Arrival in Johannesburg


In preparation of my first movie I go back to South Africa.

Paolo Rapalino (photographer and cameraman from Italy) and Catherine Henegan (visual artist from Johannesburg) will help me and join me. It’s so nice to be here again. It almost feels like coming home. Roam through the city for the umpteenth time. Meeting people. Making appointments. Fortunately there are people who enjoy that, making appointments. Calling up people. Sweet-talking et cetera.
We are staying in Cathy’s house; it’s great, large and rich in colour. An old gardener lives in a little house in the garden and a friend of his squatted Cathy’s garage, I think. When we came home last night, we saw candlelight in the garage. And Cathy said: ‘So, everybody is at home’. I want to interview them.
Jul 25

When you stay a little longer in Johannesburg you notice that a lot has changed here. The whites are moving away and are creating white towns-hips. No luxurious residential areas with guards, but small middle class terraced houses with high walls with electricity on them. And in the centre I have only seen one white man. The large, empty building (500 metres by 100 metres – really high – one space) near the Market theatre is built over with cardboard houses. You don’t believe your eyes. I want to go in, but I have to find someone who wants to take me there. It’s a bit dangerous to just go in there.

I have talked to a box collector on the street. Male, ±43, unemploy-ed, 7 children, wife and mother. He collects empty cardboard boxes from the shops (rubbish) and sells those boxes back to the cardboard factory to feed his family. He earns around 30 guilders a day. But if I ask him about the future he doesn’t know what I am talking about. There is no future. Even when I talk to him about the past. There have been so many changes in the last 10 years. But he still can’t imagine that there will ever be any changes in his life. He thinks he will never find a job. He is so nervous that a white just talks to him that he lights the cigarette that I give to him at least 3 times while it is already burning, again and again, and he just doesn’t notice it.

Workers

Conversation with Prince, 30-years-old, reggae, no home, no wife, no children, unemployed, black. But when you talk to him he appears to be one big sun. He does not know fear. Is never afraid?! He always helps people everywhere and in this way people are giving him food and clothes. He paints here, does the laundry there, and always hangs around the theatre. He makes music. He sings a song that he has made for me. All positivism. And slowly the conversation turns to the future. When I ask him how he think he will die, he says he does not want to be murdered. That he will fight until his arms are broken. Then he suddenly says: “Once I saw a movie. License to kill. James Bond. That is impossible. There is no license to kill. Who can grant such a license? Some people believe that having a gun is the license. But what if you think that you will be shot first.” Then he starts laughing very loudly about this ridiculous idea. He is a very endearing man. He has only one dream. The Market theatre will be his palace. Everyone who wants may live there and there will always be food. When I ask him who will be the boss in his palace, he says, “a Muslim woman”. He blushes. He must be in love. But on second thought it would be his brother. And I think he would like it best to be God. Who gives everything to everyone from the balcony of his palace.
After our conversation we take him to a restaurant. Because it’s like this. You really love to give him food, and so do we. A real prince.

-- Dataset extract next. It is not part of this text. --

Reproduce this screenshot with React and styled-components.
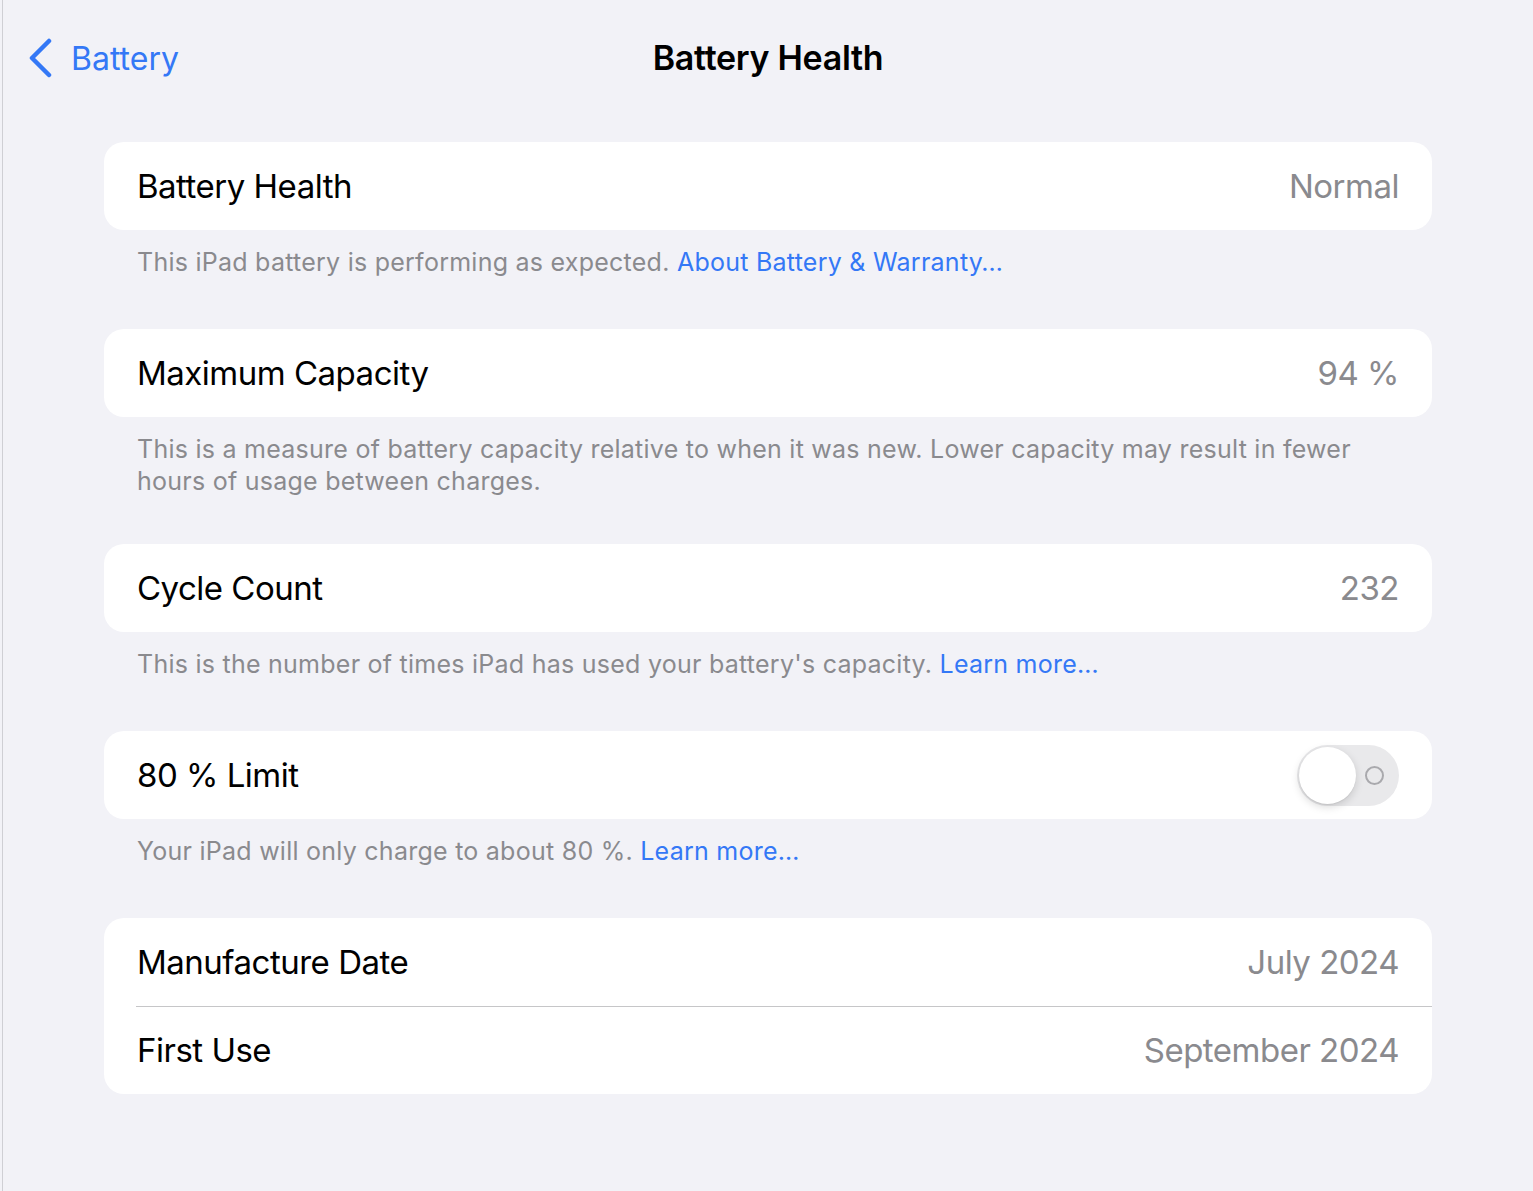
import React, { useState } from "react";
import styled, { createGlobalStyle } from "styled-components";

const GlobalStyle = createGlobalStyle`
  html, body {
    margin: 0;
    padding: 0;
    background: #f2f2f7;
  }
  body {
    font-family: Inter, "Noto Sans", "Liberation Sans", sans-serif;
    -webkit-font-smoothing: antialiased;
  }
`;

const Page = styled.div`
  min-height: 1191px;
  margin-left: 2px;
  border-left: 1px solid #cfcfd4;
  background: #f2f2f7;
  box-sizing: border-box;
`;

const NavBar = styled.div`
  position: relative;
  display: flex;
  align-items: center;
  justify-content: center;
  height: 115px;
`;

const BackButton = styled.div`
  position: absolute;
  left: 21px;
  top: 38px;
  display: flex;
  align-items: center;
  gap: 17px;
  color: #3478f6;
  font-size: 32px;
`;

const Title = styled.div`
  font-size: 34px;
  font-weight: 600;
  color: #000;
  letter-spacing: -0.3px;
`;

const Content = styled.div`
  padding: 27px 101px 0 101px;
`;

const Card = styled.div`
  background: #fff;
  border-radius: 20px;
  overflow: hidden;
`;

const Row = styled.div`
  position: relative;
  display: flex;
  align-items: center;
  justify-content: space-between;
  height: 88px;
  padding: 0 33px;
  font-size: 33px;
  letter-spacing: -0.5px;

  & + &::before {
    content: "";
    position: absolute;
    top: 0;
    left: 32px;
    right: 0;
    height: 1px;
    background: #c6c6c8;
  }
`;

const Label = styled.span`
  color: #000;
`;

const Value = styled.span`
  color: #8a8a8e;
`;

const Footer = styled.div`
  padding: 16px 60px ${(p) => (p.$tight ? "47px" : "51px")} 33px;
  font-size: 25px;
  line-height: 32px;
  color: #8a8a8e;
  letter-spacing: 0.25px;
`;

const Link = styled.span`
  color: #3478f6;
`;

const Track = styled.div`
  position: relative;
  width: 102px;
  height: 61px;
  border-radius: 31px;
  background: #e9e9eb;
  cursor: pointer;
`;

const Knob = styled.div`
  position: absolute;
  top: 2px;
  left: ${(p) => (p.$on ? "43px" : "2px")};
  width: 57px;
  height: 57px;
  border-radius: 50%;
  background: #fff;
  box-shadow: 0 3px 8px rgba(0, 0, 0, 0.15), 0 1px 1px rgba(0, 0, 0, 0.06);
`;

const OffMark = styled.div`
  position: absolute;
  top: 21px;
  right: 15px;
  width: 15px;
  height: 15px;
  border-radius: 50%;
  border: 2px solid #a9a9ad;
`;

const Chevron = () => (
  <svg width="30" height="40" viewBox="0 0 30 40">
    <path
      d="M25 3 L8 20 L25 37"
      fill="none"
      stroke="#3478f6"
      strokeWidth="4.5"
      strokeLinecap="round"
      strokeLinejoin="round"
    />
  </svg>
);

const Toggle = () => {
  const [on, setOn] = useState(false);
  return (
    <Track onClick={() => setOn(!on)}>
      {!on && <OffMark />}
      <Knob $on={on} />
    </Track>
  );
};

export default function App() {
  return (
    <Page>
      <GlobalStyle />
      <NavBar>
        <BackButton>
          <Chevron />
          Battery
        </BackButton>
        <Title>Battery Health</Title>
      </NavBar>
      <Content>
        <Card>
          <Row>
            <Label>Battery Health</Label>
            <Value>Normal</Value>
          </Row>
        </Card>
        <Footer>
          This iPad battery is performing as expected.{" "}
          <Link>About Battery &amp; Warranty…</Link>
        </Footer>

        <Card>
          <Row>
            <Label>Maximum Capacity</Label>
            <Value>94 %</Value>
          </Row>
        </Card>
        <Footer $tight>
          This is a measure of battery capacity relative to when it was new.
          Lower capacity may result in fewer hours of usage between charges.
        </Footer>

        <Card>
          <Row>
            <Label>Cycle Count</Label>
            <Value>232</Value>
          </Row>
        </Card>
        <Footer>
          This is the number of times iPad has used your battery's capacity.{" "}
          <Link>Learn more…</Link>
        </Footer>

        <Card>
          <Row>
            <Label>80 % Limit</Label>
            <Toggle />
          </Row>
        </Card>
        <Footer>
          Your iPad will only charge to about 80 %. <Link>Learn more…</Link>
        </Footer>

        <Card>
          <Row>
            <Label>Manufacture Date</Label>
            <Value>July 2024</Value>
          </Row>
          <Row>
            <Label>First Use</Label>
            <Value>September 2024</Value>
          </Row>
        </Card>
      </Content>
    </Page>
  );
}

Prince in front of his house

Over here there is also a sexual revolution. An explosion of ‘coming outs’. Mainly by white and coloured males. And so suddenly there are places in car parks were gays are sniffing at each other at night. E.g. diagonally opposite from Cathy’s house in the park. The most beautiful young boys, mainly transvestites, hang around. It may be an idea to interview them.

Paolo arrived safely. Only without his luggage, which got lost. Let’s hope it will arrive.

Close to the house is a very big cemetery. When I was walking there this morning, a funeral just started. Imagine, a gigantic field of at least one square kilometre, but proba-bly even much larger. Full with graves. And all with the front to one side. And halfway walks a line of people with a coffin. It’s very cinematic. The way they follow goes along small sandhills of red earth. They stop at one spot and stand around the coffin. There are not many people. Around 35. And all with different emotions. The closer they are standing to the coffin, the more defeated they look. The further away they stand from the coffin, the more relaxed they look. It’s beautiful to see this. There are two persons standing a bit in the back who are smoking a cigarette in a relaxed manner. While 5 metres before them someone can hardly cope with his grief. Some children are running around between them. When the minister has left (after ten minutes) the men are starting to fill up the grave. In an almost hysterical way. Indifferently the others walk away. After 20 minutes or a bit longer there are only two men with their wives and one child left. Everyone has left already, his or her cars included. The grave has been filled up. They cry and walk away still crying.
After they have all left I walk to the place itself. It is a whole row of holes of 2.5 metres deep, future graves. This explains the way with sandhills, with in between a few filled up graves covered with fresh flowers. It’s unbelievable that nobody has fallen into such a hole.